Vault-Tec Operations Manual
Okay, let’s get this out of the way right now: NEW. FUCKING. VEGAS. As far as dropping a teaser for a second season, prominently featuring what’s arguably the best game in the series as Hank’s final destination is the most guaranteed way to get my attention. The show takes place 15 years after the game, so history remains recent enough for characters to return. Personally, I’m hoping to see the Kings make an appearance.
Speaking of Fallout: New Vegas, it’s hard for any fan of the series to miss “Mr. House” himself, Robert House (Rafi Silver) representing RobCo at Vault-Tec’s meeting. Though a limited presence, he gives off House’s cold profit-motivated energy (“There’s a lot of earning potential with the end of the world”) and his skepticism of Vault-Tec fits with his plan to forge his own way forward in the post-apocalypse. It remains to be seen—although it seems the safe bet—that season two is about to make “The House Always Wins” the canonical New Vegas ending.
That board meeting is a frenzy of references, as RobCo, Big MT, REPCONN, and West-Tek are all prominent corporations whose products and headquarters are frequently featured in Fallout games.

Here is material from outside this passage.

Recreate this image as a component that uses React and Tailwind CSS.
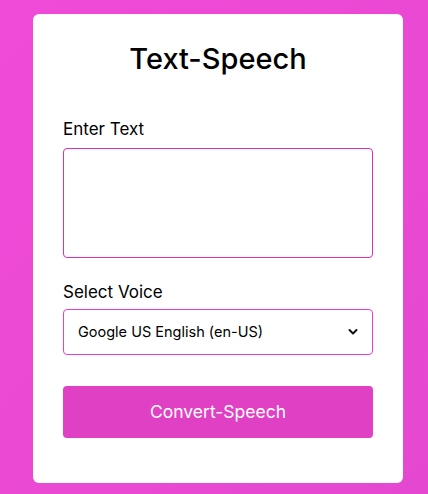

And the executive speculation bears horrifying fruit as Vault experiments: Vault 27 was deliberately overcrowded, Vault 87 was dedicated to experimentation that led to super mutants, Vault 106 pumped psychotropic drugs into the atmosphere, Vault 29 separated parents and children. A vault governed by a milkman robot hasn’t shown up anywhere I’m familiar with, but it’s absolutely not beyond the pale.

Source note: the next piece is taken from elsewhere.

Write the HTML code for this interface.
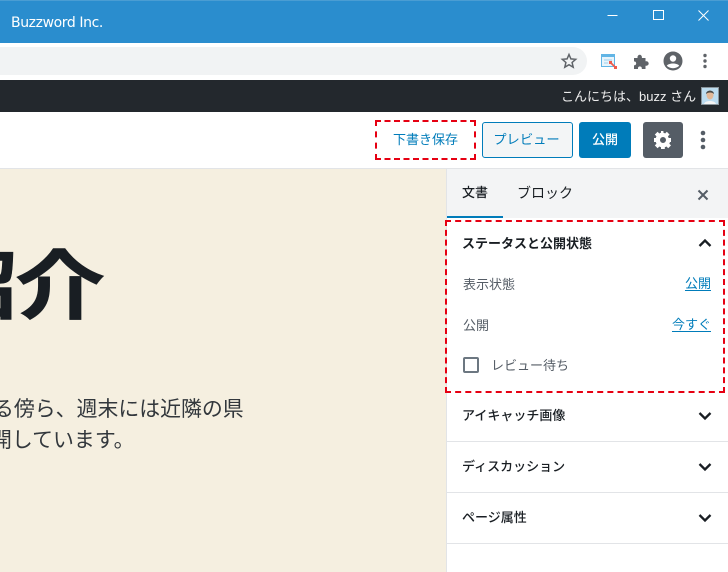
<!DOCTYPE html>
<html lang="ja">
<head>
<meta charset="utf-8">
<title>Buzzword Inc.</title>
<style>
html,body{margin:0;padding:0}
body{width:728px;height:572px;position:relative;overflow:hidden;background:#fff;font-family:"Liberation Sans","Noto Sans CJK JP",sans-serif;color:#191e23}
.a{position:absolute;white-space:nowrap}
svg{position:absolute;display:block}
.rule{position:absolute;left:447px;width:281px;height:1px;background:#e2e4e7}
.h{font-size:13px;font-weight:500;left:462px;line-height:20px;color:#191e23}
.lab{font-size:13px;line-height:20px;color:#555d66}
.lnk{font-size:13px;line-height:20px;color:#007cba;text-decoration:underline;text-underline-offset:2px}
</style>
</head>
<body>
<div class="a" style="left:0;top:0;width:728px;height:43px;background:#2a8dce"></div>
<div class="a" style="left:0;top:0;width:728px;height:1px;background:#4a9dd3"></div>
<div class="a" style="left:11px;top:14px;font-size:14px;line-height:18px;color:#fff;font-family:'DejaVu Sans',sans-serif;letter-spacing:-.4px">Buzzword Inc.</div>
<svg style="left:600px;top:0" width="128" height="30" viewBox="0 0 128 30" fill="none" stroke="#fff" stroke-width="1">
<path d="M7.500 15.500H17.500"/>
<path d="M53.500 10.500H63.500V19.500H53.500Z"/>
<path d="M98.500 10.500L108.500 20.500M108.500 10.500L98.500 20.500"/>
</svg>

<div class="a" style="left:-20px;top:47px;width:607px;height:28px;border-radius:14px;background:#f1f3f4"></div>
<svg style="left:560px;top:52px" width="18" height="18" viewBox="0 0 18 18" fill="none" stroke="#5f6368" stroke-width="1.500"><path d="M9 2.500L10.900 6.900L15.700 7.300L12.100 10.500L13.200 15.200L9 12.700L4.800 15.200L5.900 10.500L2.300 7.300L7.100 6.900Z"/></svg>
<svg style="left:600px;top:52px" width="18" height="18" viewBox="0 0 18 18">
<rect x="1.500" y="2.500" width="13" height="12" fill="#e8f4fb" stroke="#62b5e5"/>
<rect x="1" y="2" width="14" height="3" fill="#62b5e5"/>
<path d="M4 8H12M4 11H8" stroke="#9bd0ee"/>
<path d="M10 10L16 16" stroke="#ef5b4c" stroke-width="1.800"/>
<rect x="9" y="9" width="3" height="3" fill="#ef5b4c"/>
<rect x="14" y="14" width="3" height="3" fill="#ef5b4c"/>
</svg>
<svg style="left:632px;top:52px" width="18" height="18" viewBox="0 0 18 18" fill="#5f6368"><path d="M2 6H5.500V5A2.200 2.200 0 0 1 9.900 5V6H13.500V9.300H14.500A2.200 2.200 0 0 1 14.500 13.700H13.500V17H9.800V15.800A2 2 0 0 0 6 15.800V17H2V13.300H3A2.100 2.100 0 0 0 3 9.500H2Z"/></svg>
<svg style="left:663px;top:51px" width="20" height="20" viewBox="0 0 20 20"><circle cx="10" cy="10" r="9.500" fill="#5f6368"/><circle cx="10" cy="7.500" r="3.200" fill="#fff"/><path d="M3.800 14.800C5.500 11.800 14.500 11.800 16.200 14.800C13.500 18 6.500 18 3.800 14.800Z" fill="#fff"/></svg>
<svg style="left:700px;top:52px" width="10" height="18" viewBox="0 0 10 18" fill="#5f6368"><circle cx="5" cy="3.500" r="1.700"/><circle cx="5" cy="9" r="1.700"/><circle cx="5" cy="14.500" r="1.700"/></svg>

<div class="a" style="left:0;top:80px;width:728px;height:32px;background:#23282d"></div>
<div class="a" style="left:561px;top:88px;font-size:13px;line-height:18px;color:#eee">こんにちは、buzz さん</div>
<svg style="left:701px;top:87px" width="18" height="18" viewBox="0 0 18 18">
<rect width="18" height="18" fill="#a7c8dd"/><rect x=".5" y=".5" width="17" height="17" fill="#bcdcf0" stroke="#8a949b"/>
<path d="M3 17C4 13 14 13 15 17Z" fill="#f4f4f4"/>
<ellipse cx="9" cy="8" rx="3.500" ry="4.500" fill="#e2b898"/>
<path d="M5 7C5 2.500 13 2.500 13 7C11 5 7 5 5 7Z" fill="#4a4a48"/>
</svg>

<div class="a" style="left:0;top:168px;width:728px;height:1px;background:#e2e4e7"></div>

<div class="a" style="left:375px;top:120px;width:101px;height:40px;box-sizing:border-box;border:2px dashed #e60012;text-align:center;font-size:13px;line-height:36px;color:#007cba">下書き保存</div>
<div class="a" style="left:482px;top:122px;width:91px;height:36px;box-sizing:border-box;border:1px solid #007cba;border-radius:3px;background:#f3f5f6;text-align:center;font-size:13.300px;line-height:34px;color:#007cba;padding-right:2px">プレビュー</div>
<div class="a" style="left:579px;top:122px;width:52px;height:36px;border-radius:3px;background:#007cba;text-align:center;font-size:13px;line-height:36px;color:#fff;font-weight:500">公開</div>
<div class="a" style="left:643px;top:122px;width:40px;height:36px;border-radius:3px;background:#555d66"></div>
<svg style="left:653px;top:130px" width="20" height="20" viewBox="0 0 20 20"><path fill="#fff" fill-rule="evenodd" d="M18 12V8h-2.400a5.800 5.800 0 0 0-.7-1.700l1.700-1.700-2.800-2.800-1.700 1.700A5.800 5.800 0 0 0 10.400 2.800V1H8v1.800a5.800 5.800 0 0 0-1.700.7L4.600 1.800 1.800 4.600l1.700 1.700A5.800 5.800 0 0 0 2.800 8H1v4h1.800c.2.600.4 1.200.7 1.700l-1.700 1.700 2.800 2.800 1.700-1.700c.5.300 1.100.5 1.700.7V19h3.800v-1.800c.6-.2 1.200-.4 1.700-.7l1.700 1.700 2.800-2.800-1.700-1.700c.3-.5.5-1.100.7-1.700ZM10 13a3 3 0 1 1 0-6 3 3 0 0 1 0 6Z"/></svg>
<svg style="left:698px;top:128px" width="10" height="24" viewBox="0 0 10 24" fill="#555d66"><circle cx="5" cy="5" r="2.300"/><circle cx="5" cy="12" r="2.300"/><circle cx="5" cy="19" r="2.300"/></svg>

<div class="a" style="left:0;top:169px;width:446px;height:403px;background:#f5efe0;overflow:hidden">
  <div class="a" style="left:-63px;top:57px;font-size:84px;line-height:122px;font-weight:700;letter-spacing:-3px;color:#191e23;transform-origin:123px 61px;transform:scale(1.080,.900);-webkit-text-stroke:.6px #191e23">紹介</div>
  <div class="a" style="left:-7px;top:225px;font-size:20.900px;line-height:31px;color:#32373c">る傍ら、週末には近隣の県</div>
  <div class="a" style="left:-9px;top:256px;font-size:20.900px;line-height:31px;color:#32373c">開しています。</div>
</div>

<div class="a" style="left:446px;top:169px;width:1px;height:403px;background:#e2e4e7"></div>
<div class="a" style="left:447px;top:169px;width:281px;height:49px;background:#f3f4f5"></div>
<div class="a" style="left:447px;top:216px;width:56px;height:2px;background:#007cba"></div>
<div class="a" style="left:462px;top:183px;font-size:13px;font-weight:500;line-height:20px;color:#191e23">文書</div>
<div class="a" style="left:517px;top:183px;font-size:14px;line-height:20px;color:#191e23">ブロック</div>
<svg style="left:697px;top:189px" width="12" height="12" viewBox="0 0 12 12" stroke="#555d66" stroke-width="2" fill="none"><path d="M1.500 1.500L10.500 10.500M10.500 1.500L1.500 10.500"/></svg>

<div class="a" style="left:445px;top:220px;width:280px;height:173px;box-sizing:border-box;border:2px dashed #e60012"></div>
<div class="a h" style="top:234px;font-weight:700">ステータスと公開状態</div>
<svg style="left:698px;top:238px" width="14" height="10" viewBox="0 0 14 10" fill="none" stroke="#191e23" stroke-width="2.300"><path d="M1.500 8L7 2.500L12.500 8"/></svg>
<div class="a lab" style="left:463px;top:275px">表示状態</div>
<div class="a lnk" style="right:17px;top:274px">公開</div>
<div class="a lab" style="left:463px;top:316px">公開</div>
<div class="a lnk" style="right:17px;top:315px">今すぐ</div>
<div class="a" style="left:463px;top:357px;width:16px;height:16px;box-sizing:border-box;border:2px solid #6c7781;border-radius:2px;background:#fff"></div>
<div class="a lab" style="left:491px;top:356px">レビュー待ち</div>

<div class="a h" style="top:406px">アイキャッチ画像</div>
<svg style="left:698px;top:411px" width="14" height="10" viewBox="0 0 14 10" fill="none" stroke="#191e23" stroke-width="2.300"><path d="M1.500 2L7 7.500L12.500 2"/></svg>
<div class="rule" style="top:441px"></div>
<div class="a h" style="top:457px">ディスカッション</div>
<svg style="left:698px;top:462px" width="14" height="10" viewBox="0 0 14 10" fill="none" stroke="#191e23" stroke-width="2.300"><path d="M1.500 2L7 7.500L12.500 2"/></svg>
<div class="rule" style="top:492px"></div>
<div class="a h" style="top:508px">ページ属性</div>
<svg style="left:698px;top:513px" width="14" height="10" viewBox="0 0 14 10" fill="none" stroke="#191e23" stroke-width="2.300"><path d="M1.500 2L7 7.500L12.500 2"/></svg>
<div class="rule" style="top:543px"></div>
</body>
</html>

Glad my prediction that we’d be referring to CX404 as “Dogmeat” took less than a season to come up. Still holding out for the incorporation of some cyberdog components.
Ron Perlman cameo in season two or we riot.
I'm loving the fact that Fallout has merited this sort of coverage and would've been happy to read along weekly with Episodic Medium.
Great review Les, and I’m similarly annoyed we didn’t get to enjoy this on a weekly basis. I’ve never actually played a Fallout game; this show made me really want to!!